ECB policymakers keep July hike on table
FRANKFURT - European Central Bank policymakers kept a follow-up rate hike in July on the table on Friday given rapid inflation, but said it was far too early to say if a move would be needed to prevent an Iran war-induced price surge from spreading.
The ECB raised interest rates on Thursday, becoming the first major central bank to tighten policy on the oil price jump after inflation shot past 3% and even underlying price growth, which filters out energy moves, rose well above its 2% target.
"The Governing Council will be gathering for its next monetary policy meeting in July," Bundesbank President Joachim Nagel said in a statement. "We are keeping all our options open and are ready to respond once again, should we have to."
Ulo Kaasik, Estonia's newly inaugurated central bank governor, meanwhile warned that inflation could be quicker than predicted as uncertainty was exceptionally high.
"Considering the various risks, it is rather likely that the price increase in the euro area will be faster than expected," he said in a blog post, adding that the ECB should still stick to its meeting-by-meeting approach to deciding policy.
While public comments were cautious and noncommittal on Friday, sources close to the discussion told Reuters that a hike in July was not their base case for now, and a surge in energy prices or another negative inflation surprise would be needed for them to move then.
Still, a pause could still be followed by another hike in September, they added.
Financial markets see a one-in-three chance of another rate hike in July, but a move by September is fully priced in.
Austrian central bank chief Martin Kocher was more cautious than some, given a sharp drop in energy prices overnight on talk that Iran and the U.S. may be close to a deal to end the war.

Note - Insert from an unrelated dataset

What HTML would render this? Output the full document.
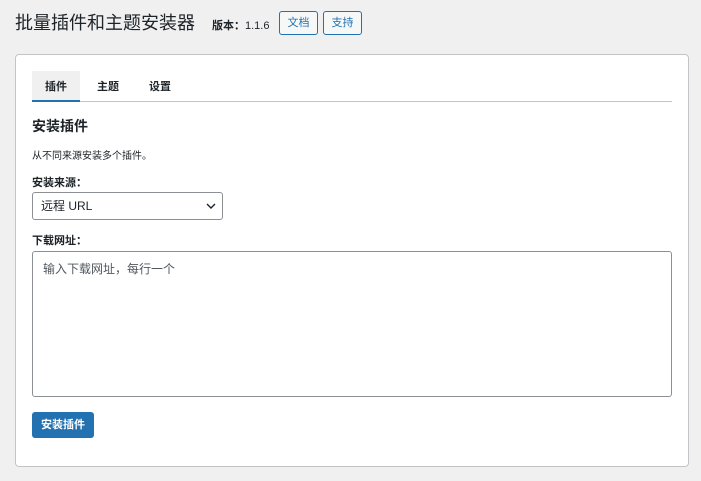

"There are six weeks until the next rate-setting meeting at the end of July," Kocher told a press conference, adding: "A lot can happen in that time... Who knows what developments we will have."
Primoz Dolenc, Slovenia's central bank chief, said the ECB had all the flexibility to act if that became necessary.
"We believe that, in the context of high uncertainty about the size and persistence of the energy shock, this level of interest rates allows us to respond appropriately to further developments," he said in a blog post.
Nagel, a potential candidate to succeed ECB President Christine Lagarde next year, said Thursday's rate hike was necessary as inflation was now spreading beyond energy and starting to affect the price of other goods and services.
"The supply shock triggered by the war in the Middle East is proving to be strong and persistent," he said. "That is why we cannot simply 'look through' it."